With text analytics, various burning questions around the ‘why’ and ‘what’ of a piece or group of content can be answered. Examples like social media chatter around brand can create a supremely spiraling impact (remember the post which showed a Kentucky man was violently removed from his United Airlines seat on an overbooked flight? And how it lead to a social media disaster for the airline?). Hence there need to be ways to make sense of the unstructured data from diverse sources.
This is where text analytics steps in.
Text analytics takes in such unstructured data, extracts relevant information, and structures it for further actions or decision making. In addition to social media data, other examples include e-mail messages, call center notes, and customer records. It helps extract different types of information like:
- Terms: These are extraction based on keywords (on own site or competitor site).

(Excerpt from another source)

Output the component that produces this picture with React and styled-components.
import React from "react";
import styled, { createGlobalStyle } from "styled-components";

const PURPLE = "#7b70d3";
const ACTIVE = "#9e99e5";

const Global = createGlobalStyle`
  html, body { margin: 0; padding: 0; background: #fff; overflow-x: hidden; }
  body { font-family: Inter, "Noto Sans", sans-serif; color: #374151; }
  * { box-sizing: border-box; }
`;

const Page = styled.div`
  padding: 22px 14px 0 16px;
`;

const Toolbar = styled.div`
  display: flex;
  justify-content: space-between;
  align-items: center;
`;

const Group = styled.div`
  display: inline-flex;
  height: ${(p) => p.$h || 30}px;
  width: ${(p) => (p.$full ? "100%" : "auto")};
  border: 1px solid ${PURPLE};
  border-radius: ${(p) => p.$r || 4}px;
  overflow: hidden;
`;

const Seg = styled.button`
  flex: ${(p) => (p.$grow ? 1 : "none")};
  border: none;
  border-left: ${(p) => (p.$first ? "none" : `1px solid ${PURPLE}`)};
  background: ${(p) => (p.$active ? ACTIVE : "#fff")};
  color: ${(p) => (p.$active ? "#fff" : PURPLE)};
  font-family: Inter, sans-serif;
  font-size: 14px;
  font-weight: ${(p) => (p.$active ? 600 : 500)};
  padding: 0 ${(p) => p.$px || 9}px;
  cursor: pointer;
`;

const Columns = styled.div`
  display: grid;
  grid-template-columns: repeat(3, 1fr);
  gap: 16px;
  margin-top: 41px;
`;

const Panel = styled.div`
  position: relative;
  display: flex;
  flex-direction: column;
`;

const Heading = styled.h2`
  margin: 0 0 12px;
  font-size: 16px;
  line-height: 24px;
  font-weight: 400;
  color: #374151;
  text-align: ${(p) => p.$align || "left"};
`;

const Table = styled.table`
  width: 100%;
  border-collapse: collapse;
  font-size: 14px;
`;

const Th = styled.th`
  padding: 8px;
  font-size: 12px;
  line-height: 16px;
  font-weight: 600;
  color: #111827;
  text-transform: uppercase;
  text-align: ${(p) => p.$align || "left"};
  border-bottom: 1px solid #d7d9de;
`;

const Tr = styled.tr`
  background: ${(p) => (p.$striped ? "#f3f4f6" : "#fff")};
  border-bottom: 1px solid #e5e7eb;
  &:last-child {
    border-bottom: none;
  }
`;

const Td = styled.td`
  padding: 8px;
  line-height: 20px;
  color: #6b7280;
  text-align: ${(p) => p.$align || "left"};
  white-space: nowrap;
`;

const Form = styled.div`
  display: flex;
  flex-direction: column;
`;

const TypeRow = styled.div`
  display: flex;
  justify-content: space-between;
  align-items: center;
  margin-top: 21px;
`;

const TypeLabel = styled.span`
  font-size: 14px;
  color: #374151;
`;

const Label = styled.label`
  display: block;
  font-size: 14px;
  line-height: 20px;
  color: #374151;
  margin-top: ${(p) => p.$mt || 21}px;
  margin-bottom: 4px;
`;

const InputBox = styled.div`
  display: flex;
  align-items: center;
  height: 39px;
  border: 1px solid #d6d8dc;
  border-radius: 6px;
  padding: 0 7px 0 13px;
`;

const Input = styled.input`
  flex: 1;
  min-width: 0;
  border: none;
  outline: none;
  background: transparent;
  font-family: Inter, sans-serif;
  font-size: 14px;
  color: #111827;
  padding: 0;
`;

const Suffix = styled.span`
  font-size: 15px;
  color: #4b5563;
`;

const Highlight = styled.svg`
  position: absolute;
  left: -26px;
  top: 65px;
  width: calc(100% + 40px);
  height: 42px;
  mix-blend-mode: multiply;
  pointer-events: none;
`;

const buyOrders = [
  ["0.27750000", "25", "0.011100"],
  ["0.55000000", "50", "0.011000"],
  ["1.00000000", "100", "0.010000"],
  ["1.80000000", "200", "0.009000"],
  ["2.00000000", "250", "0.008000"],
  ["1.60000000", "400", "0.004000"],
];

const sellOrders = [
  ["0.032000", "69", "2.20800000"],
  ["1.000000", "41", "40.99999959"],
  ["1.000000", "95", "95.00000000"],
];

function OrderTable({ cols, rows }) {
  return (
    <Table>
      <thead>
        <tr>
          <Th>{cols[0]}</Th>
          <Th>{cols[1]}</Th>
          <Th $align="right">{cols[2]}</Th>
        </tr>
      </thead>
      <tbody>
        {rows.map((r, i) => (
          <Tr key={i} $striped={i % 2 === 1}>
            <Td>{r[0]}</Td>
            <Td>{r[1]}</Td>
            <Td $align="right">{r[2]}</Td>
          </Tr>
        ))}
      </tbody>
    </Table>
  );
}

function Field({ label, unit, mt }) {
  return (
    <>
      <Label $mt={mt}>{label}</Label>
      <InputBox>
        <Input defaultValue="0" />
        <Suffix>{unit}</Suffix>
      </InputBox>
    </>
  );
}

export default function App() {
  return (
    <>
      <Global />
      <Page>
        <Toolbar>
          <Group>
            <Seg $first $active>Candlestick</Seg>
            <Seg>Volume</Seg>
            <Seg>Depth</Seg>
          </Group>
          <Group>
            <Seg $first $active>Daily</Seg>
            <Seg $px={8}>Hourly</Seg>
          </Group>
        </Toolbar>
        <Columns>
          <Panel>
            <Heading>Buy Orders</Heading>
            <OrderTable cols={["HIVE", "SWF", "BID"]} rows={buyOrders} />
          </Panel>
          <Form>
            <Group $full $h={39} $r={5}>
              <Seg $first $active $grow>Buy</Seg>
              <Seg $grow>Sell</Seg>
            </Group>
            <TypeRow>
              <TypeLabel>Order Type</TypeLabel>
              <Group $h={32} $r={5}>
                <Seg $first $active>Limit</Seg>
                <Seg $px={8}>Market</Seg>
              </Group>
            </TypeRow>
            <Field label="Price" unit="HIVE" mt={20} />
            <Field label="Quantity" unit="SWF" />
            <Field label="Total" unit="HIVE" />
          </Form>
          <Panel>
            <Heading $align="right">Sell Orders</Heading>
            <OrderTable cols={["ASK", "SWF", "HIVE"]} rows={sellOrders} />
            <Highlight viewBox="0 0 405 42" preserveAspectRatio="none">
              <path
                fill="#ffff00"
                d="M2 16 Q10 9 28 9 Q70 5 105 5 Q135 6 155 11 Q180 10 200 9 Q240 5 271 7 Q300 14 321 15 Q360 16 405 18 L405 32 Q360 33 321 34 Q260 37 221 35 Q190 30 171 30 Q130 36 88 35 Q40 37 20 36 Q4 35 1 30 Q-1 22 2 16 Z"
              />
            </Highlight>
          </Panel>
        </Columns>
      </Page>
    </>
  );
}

- Named entities: These are extracted to answer the ‘who’, ‘what’, or ‘where’. Some instances include name, location, timestamp, or product.
- Concept: These are extracted to answer the ‘about’ of a piece of content. It describes the idea behind the content.
- Sentiment: These are extracted to gauge the overall feeling around a brand at the moment. The above United Airlines example will be (evidently) negative sentiment, denoting unhappy customers, and potential business losses.
Which tools/algorithms are most popular for text analytics?
The reason why text analytics has gone mainstream is because there are more than a handful of tools and applications available today to derive immense value. Let’s have a look at a few popular ones:
Decision Trees
This type of classifier seeks to repeatedly group data into groups or classes. It comes in handy for tasks like classification or regression. Popular algorithms in decision trees include:
- ID3: Iternative Dichotomizer builds a decision tree that splits data based on highest information gain (and lowest entropy) till every group has homogenous data.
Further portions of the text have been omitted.